In message <e3isv0$gi1$1@xxxxxxxxxxxxxxxxxxxx>, David Canzi -- non-mailable <dmcanzi@xxxxxxxxxxxxxxxxxxxxxxxx> writes

John Wilkins said this: "Race is not geographical variation of human subpopulations. It is a social construct based on a social context."

But what he says race isn't -- geographical variation of human subpopulations -- is exactly what I have long understood the word "race" to mean, and it would not have occurred to me that most people who use that word mean something else by it.

So what do most average ordinary people mean when they use the word "race"? What is the nature of this social construct John Wilkins speaks of?


If I recall correctly, the US census categories are white, black, Asian, Hispanic and Native American/Pacific Islander, and this more or less corresponds to the American social construct of race. Black as a category includes both people who have mostly recent African ancestry and people who have mostly recent European ancestry (there's some US celebrities - and UK ones for that matter - who I only know to be "black" because I've been told that they are) - this is a consequence of the "one-drop" rule. Hispanic includes "whites" (Californios, Chileans), "blacks" (Puerto Ricans), Native Americans (Mexicans) and Asians (Filipinos). Native American/Pacific Islander is not a coherent group; genealogically (neglecting Melanesians) they're different offshoots of the east Asian population.

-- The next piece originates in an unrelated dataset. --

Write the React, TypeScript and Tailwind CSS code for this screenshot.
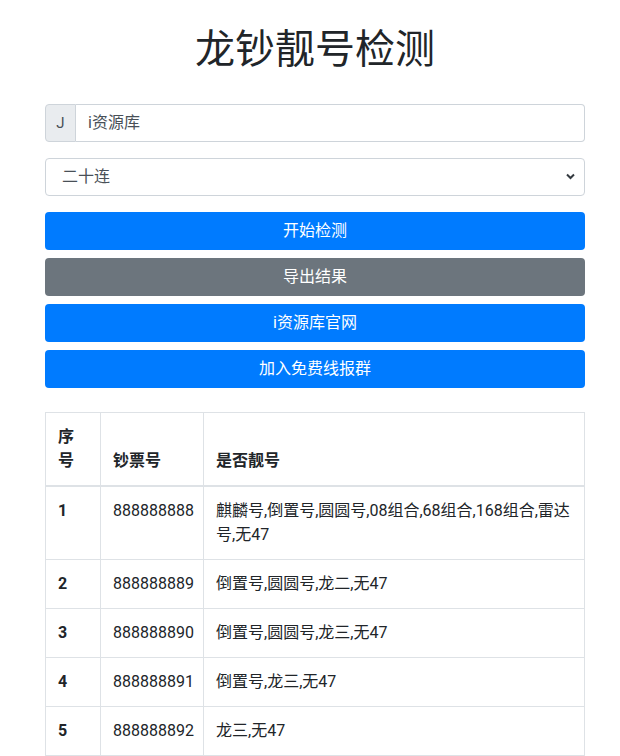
import React, { useState } from 'react';

const rows = [
  { id: 1, code: '888888888', result: '麒麟号,倒置号,圆圆号,08组合,68组合,168组合,雷达号,无47' },
  { id: 2, code: '888888889', result: '倒置号,圆圆号,龙二,无47' },
  { id: 3, code: '888888890', result: '倒置号,圆圆号,龙三,无47' },
  { id: 4, code: '888888891', result: '倒置号,龙三,无47' },
  { id: 5, code: '888888892', result: '龙三,无47' },
];

function App() {
  const [prefix, setPrefix] = useState('i资源库');
  const [mode, setMode] = useState('二十连');

  return (
    <div className="min-h-screen bg-white text-[#212529] font-['Roboto','Noto_Sans_CJK_SC',sans-serif] text-base leading-6">
      <div className="ml-[45px] w-[540px]">
        <h1 className="pt-[26px] mb-[30px] text-center text-[40px] leading-[48px] font-normal">
          龙钞靓号检测
        </h1>

        {/* prefix input */}
        <div className="flex h-[38px] mb-4">
          <span className="flex items-center justify-center w-[31px] shrink-0 bg-[#e9ecef] border border-[#ced4da] rounded-l text-[#495057] text-[15px]">
            J
          </span>
          <input
            value={prefix}
            onChange={e => setPrefix(e.target.value)}
            className="flex-1 min-w-0 px-3 border border-l-0 border-[#ced4da] rounded-r text-[#495057] outline-none"
          />
        </div>

        {/* mode select */}
        <div className="relative h-[38px] mb-4">
          <select
            value={mode}
            onChange={e => setMode(e.target.value)}
            className="w-full h-full appearance-none pl-4 pr-7 border border-[#ced4da] rounded bg-white text-[#495057] outline-none"
          >
            <option>二十连</option>
            <option>十连</option>
            <option>五连</option>
          </select>
          <svg className="absolute right-[10px] top-[15px] pointer-events-none" width="9" height="7" viewBox="0 0 9 7">
            <path d="M1 1.5 L4.5 5 L8 1.5" fill="none" stroke="#343a40" strokeWidth="2" />
          </svg>
        </div>

        <div className="flex flex-col gap-2">
          <button className="h-[38px] rounded bg-[#007bff] text-white">开始检测</button>
          <button className="h-[38px] rounded bg-[#6c757d] text-white">导出结果</button>
          <button className="h-[38px] rounded bg-[#007bff] text-white">i资源库官网</button>
          <button className="h-[38px] rounded bg-[#007bff] text-white">加入免费线报群</button>
        </div>

        <table className="mt-6 w-full table-fixed border-collapse border border-[#dee2e6]">
          <thead>
            <tr>
              <th className="w-[55px] p-3 align-bottom text-left font-bold border border-[#dee2e6] border-b-2">序号</th>
              <th className="w-[103px] p-3 align-bottom text-left font-bold border border-[#dee2e6] border-b-2">钞票号</th>
              <th className="p-3 align-bottom text-left font-bold border border-[#dee2e6] border-b-2">是否靓号</th>
            </tr>
          </thead>
          <tbody>
            {rows.map(r => (
              <tr key={r.id}>
                <th className="p-3 align-top text-left font-bold border border-[#dee2e6]">{r.id}</th>
                <td className="p-3 align-top border border-[#dee2e6]">{r.code}</td>
                <td className="p-3 align-top border border-[#dee2e6]">{r.result}</td>
              </tr>
            ))}
          </tbody>
        </table>
      </div>
    </div>
  );
}

export default App;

In apartheid South Africa the division was into white, coloured, black and Asian (where Asian here is - mostly - South Asian, not East Asian), and the Japanese were honorary whites.

In Nazi Germany Jews were seen as a racial group.

In Japan Koreans and Burukamin are seen, I am correctly informed, as separate racial groups, even if they're indistinguishable from the majority population.